Если в ранних работах Балдессари исследовал символы массовой культуры или в ходе своей подрывной арт-деятельности буквально воспроизводил набившие оскомину инструкции из учебников по рисованию, то впоследствии подошел вплотную к волнующему его парадоксу, обнажающему зазор между тем, чем якобы является искусство и как оно действует на зрителя в действительности. «Из картины удалено все, кроме искусства, ни одна идея не проникла в эту работу», — гласит текст на одной из картин. Другая серия работ иллюстрирует, как Балдессари изо всех сил пытается дистанцироваться от прямого участия в создании произведения: он нанимает профессиональных живописцев-ремесленников, чтобы те перерисовывали или записывали предельно точные описания сделанных им фотографий.

Этот еще только зарождающийся интерес к отрицанию фигуры художника в традиционном понимании приводит зрителя к середине экспозиции и лучшей ее части — тут художник применяет все тот же едкий юмор к случайным совпадениям и орнаментам. Некоторые орнаменты в работах Балдессари либо заимствованы у природы, либо выдуманы самим художником, выстраивающим композицию из, казалось бы, никак не связанных объектов. В серии фотографий снимки подкинутого в небо красного мяча расположены случайным образом — их объединяет прямая горизонтальная линия, которую образуют вертикальные положения мяча.

В других сериях случайно подобранные фотоснимки складываются в раскадровку, они перемежаются связанными друг с другом фразами, которые образуют параллельную смысловую последовательность; еще в одной серии работ фотографии наклонены под произвольным углом с целью создать «новое понимание порядка». Любовь Балдессари к игре словами и буквальным трактовкам снова проявляется и в серии работ «Дефенестрация»: цветные листы бумаги сфотографированы падающими на фоне дома, что призвано проиллюстрировать выражение «выбросить цветовой спектр в форточку». Подобные работы зачастую служили шутливой пародией на господствующие в то время идеи и понятия в искусстве, будь то структуралистские теории Леви-Стросса, или «Параграфы о концептуальном искусстве» Сола ЛеВитта, положенные Балдессари на мотив поп-песенок, или жанр перформанса, как в случае с видео, в котором художник совершает роботизированные движения, блаженно повторяя: «Я делаю искусство».

Если рассматривать творчество Балдессари в целом, то яркость и живость произведений, созданных им до 1980 года, поражает воображение. Именно потому так разочаровывают несколько залов, где представлены работы последних десятилетий, за время которых его творчество явно пришло в упадок. Тут расположенные в случайной последовательности фотоснимки и фотомонтажи уже не заряжены тем бойким остро­умием, и от большинства веет банальностью и вторичностью.

Как бы ни было печально наблюдать за тем, как у великого художника истощается запас идей, экспозиция интересным образом контекстуализирует его творчество.

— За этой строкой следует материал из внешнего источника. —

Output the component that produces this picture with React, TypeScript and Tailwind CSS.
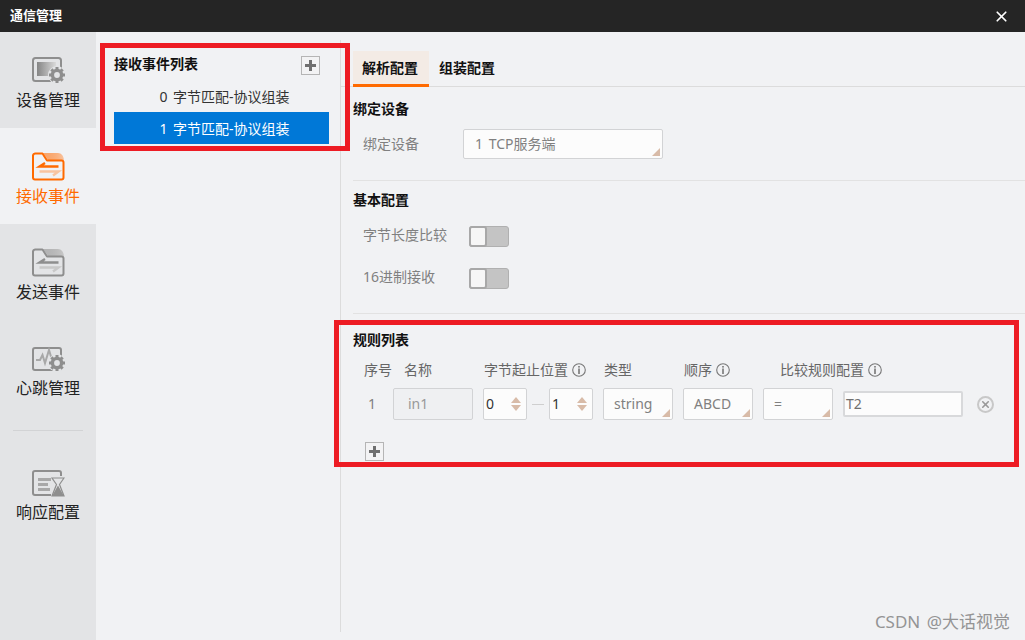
import { X } from "lucide-react";
import type { ReactNode } from "react";

const FONT = "[font-family:'Noto_Sans','Noto_Sans_CJK_SC','Liberation_Sans',sans-serif] [word-spacing:2px]";

const GearBadge = ({ color = "#8e8e8e", x = 26, y = 17 }: { color?: string; x?: number; y?: number }) => (
  <g transform={`translate(${x} ${y})`}>
    <circle r="9" fill="#e3e4e6" />
    <circle r="4.600" fill="none" stroke={color} strokeWidth="3.400" />
    {[0, 45, 90, 135, 180, 225, 270, 315].map((a) => (
      <rect key={a} x="-1.500" y="-8" width="3" height="3" fill={color} transform={`rotate(${a})`} />
    ))}
  </g>
);

const DeviceIcon = () => (
  <svg width="34" height="29" viewBox="0 0 34 29">
    <defs>
      <linearGradient id="dev" x1="0" x2="1" y1="0" y2="0">
        <stop offset="0" stopColor="#858585" />
        <stop offset="1" stopColor="#dadada" />
      </linearGradient>
    </defs>
    <rect x="2" y="2" width="28" height="23" rx="2.500" fill="none" stroke="#8e8e8e" strokeWidth="2" />
    <rect x="6" y="6" width="19" height="14" fill="url(#dev)" />
    <GearBadge x={26} y={19} />
  </svg>
);

const FolderIcon = ({ active, id }: { active?: boolean; id: string }) => {
  const c = active ? "#ff6a00" : "#8e8e8e";
  const soft = active ? "#f8c4a0" : "#c8c8c8";
  return (
    <svg width="34" height="29" viewBox="0 0 34 29">
      <defs>
        <linearGradient id={id} x1="0" x2="1" y1="0" y2="0">
          <stop offset="0" stopColor={c} stopOpacity="0.55" />
          <stop offset="1" stopColor={soft} />
        </linearGradient>
      </defs>
      <path d="M12 1h15c3.500 0 5.500 3 6 7H17z" fill={`url(#${id})`} />
      <path
        d="M2 3.500A2.500 2.500 0 0 1 4.500 1.500H11.500L16 8.500H30.500A2 2 0 0 1 32.500 10.500V25.500A2 2 0 0 1 30.500 27.500H4A2 2 0 0 1 2 25.500z"
        fill="none"
        stroke={c}
        strokeWidth="2"
        strokeLinejoin="round"
      />
      <path d="M14 11 8.500 14.500H27.500" fill="none" stroke={c} strokeWidth="2.400" />
      <path d="M8.500 19.500H27.500L22 23.500" fill="none" stroke={soft} strokeWidth="2.400" />
    </svg>
  );
};

const HeartIcon = () => (
  <svg width="34" height="29" viewBox="0 0 34 29">
    <rect x="2" y="4" width="28" height="22" rx="2" fill="none" stroke="#8e8e8e" strokeWidth="2" />
    <path d="M5 16h4l2.500-5 2.500 8 4-13 3 10 2-3h3" fill="none" stroke="#a8a8a8" strokeWidth="2" />
    <GearBadge x={26} y={19} />
  </svg>
);

const ResponseIcon = () => (
  <svg width="34" height="27" viewBox="0 0 34 27">
    <path d="M20 25H4a2 2 0 0 1-2-2V3a2 2 0 0 1 2-2h24a2 2 0 0 1 2 2v3" fill="none" stroke="#8e8e8e" strokeWidth="2" />
    <rect x="7" y="8" width="13" height="3" fill="#a8a8a8" />
    <rect x="7" y="13" width="10" height="3" fill="#a8a8a8" />
    <rect x="7" y="18" width="12" height="3" fill="#a8a8a8" />
    <path d="M21 8h12l-4.500 6.500L33 26H21l4.500-11.500z" fill="#e3e4e6" stroke="#8e8e8e" strokeWidth="1.200" />
    <path d="M27 15.500 33 26H21z" fill="#8e8e8e" />
  </svg>
);

const NavItem = ({ icon, label, active, tight }: { icon: ReactNode; label: string; active?: boolean; tight?: boolean }) => (
  <div className={`flex h-24 flex-col items-center pt-[24px] ${active ? "bg-[#f1f2f4] text-[#ff6a00]" : "text-[#222]"}`}>
    <div className="h-[29px] w-[34px]">{icon}</div>
    <div className={`text-base leading-[24px] ${tight ? "mt-px" : "mt-[3px]"}`}>{label}</div>
  </div>
);

const PlusButton = () => (
  <div className="flex h-[19px] w-[19px] items-center justify-center border border-[#b5b5b5] bg-[#f3f3f4]">
    <svg width="13" height="13" viewBox="0 0 13 13">
      <path d="M6.500 1v11M1 6.500h11" stroke="#6f6f6f" strokeWidth="3" />
    </svg>
  </div>
);

const Info = () => (
  <svg width="14" height="14" viewBox="0 0 14 14" className="ml-1 shrink-0">
    <circle cx="7" cy="7" r="6.300" fill="none" stroke="#777" strokeWidth="1.100" />
    <rect x="6.200" y="3" width="1.600" height="1.600" fill="#777" />
    <rect x="6.200" y="5.500" width="1.600" height="5.500" fill="#777" />
  </svg>
);

// little triangle in the corner of every dropdown
const Corner = () => (
  <span className="absolute right-[2px] bottom-[2px] h-0 w-0 border-b-[8px] border-l-[8px] border-b-[#d8bba8] border-l-transparent" />
);

const SelectBox = ({ value, className }: { value: string; className: string }) => (
  <div className={`relative flex items-center rounded-[2px] border border-[#d2d3d5] bg-[#fcfcfc] text-sm text-[#808080] ${className}`}>
    {value}
    <Corner />
  </div>
);

const NumberBox = ({ value }: { value: string }) => (
  <div className="relative flex h-8 w-11 items-center rounded-[2px] border border-[#d2d3d5] bg-[#fcfcfc] pl-[2px] text-sm text-[#333]">
    {value}
    <span className="absolute top-[8px] right-[5px] flex flex-col gap-[2px]">
      <span className="h-0 w-0 border-x-[5px] border-b-[6px] border-x-transparent border-b-[#d8bba8]" />
      <span className="h-0 w-0 border-x-[5px] border-t-[6px] border-x-transparent border-t-[#d8bba8]" />
    </span>
  </div>
);

const Toggle = () => (
  <div className="relative h-[21px] w-10 rounded-[3px] border border-[#b0b0b0] bg-[#c4c4c4]">
    <span className="absolute -top-px -left-px h-[21px] w-[18px] rounded-[3px] border-2 border-[#a8a8a8] bg-[#f6f6f6]" />
  </div>
);

const SectionTitle = ({ children }: { children: ReactNode }) => (
  <div className="text-sm leading-5 font-bold text-[#111]">{children}</div>
);

const App = () => {
  return (
    <div className={`relative flex h-[640px] w-[1025px] flex-col overflow-hidden bg-[#f1f2f4] ${FONT}`}>
      {/* Title bar */}
      <div className="flex h-8 shrink-0 items-center justify-between bg-[#252525] pr-[15px] pl-[10px]">
        <span className="text-[13px] font-bold text-white">通信管理</span>
        <X className="h-[17px] w-[17px] text-white" strokeWidth={2.4} />
      </div>

      <div className="flex min-h-0 flex-1">
        {/* Sidebar */}
        <div className="w-24 shrink-0 bg-[#e3e4e6]">
          <NavItem icon={<DeviceIcon />} label="设备管理" />
          <NavItem icon={<FolderIcon active id="folderOn" />} label="接收事件" active />
          <NavItem icon={<FolderIcon id="folderOff" />} label="发送事件" />
          <NavItem icon={<HeartIcon />} label="心跳管理" />
          <div className="mx-[13px] mt-[14px] mb-[15px] h-px bg-[#d2d3d5]" />
          <NavItem icon={<ResponseIcon />} label="响应配置" tight />
        </div>

        {/* Event list */}
        <div className="mt-2 mb-2 w-[245px] shrink-0 border-r border-[#dcdcdc] pt-4 pr-[11px] pl-[18px]">
          <div className="flex h-[19px] items-center justify-between pr-[9px]">
            <span className="-mt-1 text-sm font-bold text-[#111]">接收事件列表</span>
            <PlusButton />
          </div>
          <div className="mt-[5px] flex h-8 items-center justify-center pt-0.5 pl-1.5 text-sm text-[#333]">0 字节匹配-协议组装</div>
          <div className="flex h-8 items-center justify-center bg-[#0078d7] pt-0.5 pl-1.5 text-sm text-white">1 字节匹配-协议组装</div>
        </div>

        {/* Config */}
        <div className="min-w-0 flex-1 pt-[19px]">
          <div className="flex h-9 border-b border-[#dcdcdc] pl-3">
            <div className="flex h-9 w-[76px] items-center justify-center border-b-[3px] border-[#ff6a00] bg-[#f3ebe5] pr-0.5 text-sm font-bold text-[#111]">解析配置</div>
            <div className="flex h-9 w-[76px] items-center justify-center pb-[3px] text-sm font-bold text-[#111]">组装配置</div>
          </div>

          <div className="pl-3">
            <div className="pt-3">
              <SectionTitle>绑定设备</SectionTitle>
            </div>
            <div className="mt-[10px] flex items-center pl-[10px]">
              <span className="w-[100px] text-sm text-[#808080]">绑定设备</span>
              <SelectBox value="1 TCP服务端" className="h-[30px] w-[200px] pl-[11px]" />
            </div>
            <div className="mt-[21px] h-px bg-[#e2e2e2]" />

            <div className="pt-[9px]">
              <SectionTitle>基本配置</SectionTitle>
            </div>
            <div className="mt-[16px] flex items-center pl-[10px]">
              <span className="-mt-1 w-[106px] text-sm text-[#808080]">字节长度比较</span>
              <Toggle />
            </div>
            <div className="mt-[21px] flex items-center pl-[10px]">
              <span className="-mt-1 w-[106px] text-sm text-[#808080]">16进制接收</span>
              <Toggle />
            </div>
            <div className="mt-[24px] h-px bg-[#e2e2e2]" />

            {/* Rule list */}
            <div className="pt-[16px]">
              <SectionTitle>规则列表</SectionTitle>
            </div>
            <div className="mt-[10px] flex h-5 items-center text-sm text-[#666]">
              <span className="ml-[11px] w-10">序号</span>
              <span className="w-20">名称</span>
              <span className="flex w-[120px] items-center">字节起止位置<Info /></span>
              <span className="w-20">类型</span>
              <span className="flex w-24 items-center">顺序<Info /></span>
              <span className="flex items-center">比较规则配置<Info /></span>
            </div>
            <div className="mt-2 flex items-center text-sm text-[#808080]">
              <span className="ml-[15px] w-[25px]">1</span>
              <div className="flex h-8 w-20 items-center rounded-[2px] border border-[#d2d3d5] bg-[#eff0f2] pl-[14px] text-[#999]">in1</div>
              <div className="ml-[10px]"><NumberBox value="0" /></div>
              <div className="mx-[5px] h-px w-3 bg-[#cfcfcf]" />
              <NumberBox value="1" />
              <SelectBox value="string" className="ml-[10px] h-8 w-[70px] pl-[10px]" />
              <SelectBox value="ABCD" className="ml-[10px] h-8 w-[70px] pl-[10px]" />
              <SelectBox value="=" className="ml-[10px] h-8 w-[70px] pl-[10px]" />
              <div className="ml-[10px] flex h-[26px] w-[120px] items-center rounded-[2px] border-2 border-[#d8d9db] bg-[#fcfcfc] pl-[1px] text-[#707070]">T2</div>
              <div className="ml-[14px] flex h-[17px] w-[17px] items-center justify-center rounded-full border-2 border-[#c8c8c8]">
                <X className="h-[11px] w-[11px] text-[#999]" strokeWidth={3.500} />
              </div>
            </div>
            <div className="mt-[22px] ml-3">
              <PlusButton />
            </div>
          </div>
        </div>
      </div>

      {/* Annotation frames drawn over the screenshot */}
      <div className="absolute top-[43px] left-[100px] h-[108px] w-[250px] border-[5px] border-[#ed1c24]" />
      <div className="absolute top-[320px] left-[334px] h-[147px] w-[685px] border-[5px] border-[#ed1c24]" />
      <div className="absolute right-[15px] bottom-[6px] text-[17px] text-[#949494]">CSDN @大话视觉</div>
    </div>
  );
};

export default App;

Во-первых, становится очевидным, что идеи Балдессари были освоены арт-истеблишментом: многие молодые художники переняли его технику либо в виде оммажа (см. текстовые работы Юрия Альберта или работу Игоря Макаревича «Деформация», представляющую собой едва ли не расширенную версию произведения Балдессари «Портрет: (авто) № 1 как контроль + 11 изменений с ретушью и аэрографией»), либо в виде любимого умниками метода reductio ad nihil, который, впрочем, никак не развивает начальную идею, как видно на примере нескольких поколений совершенно шаблонных работ, представленных на любой биеннале.

Во-вторых, становится отчетливо видно, сколь отчаянно искусство сегодня нуждается в иронической дистанции и едком юморе. Гламурным художникам вроде Херста и Мураками, для которых искусство — объект потребления, не повредило бы самосознание Балдессари. В случае с «искусством участия» авторы зачастую настолько не уверены в социальной функции своих высоко рефлексивных работ, что отрицают, что иронический прищур Балдессари пошел бы только на пользу их художественным качествам.

Видеть работы Балдессари в таком закостеневшем заведении, как Метрополитен, одном из наиболее консервативных музеев Америки, все еще странно, хотя его место среди старых мастеров и древних сокровищ совершенно заслужено.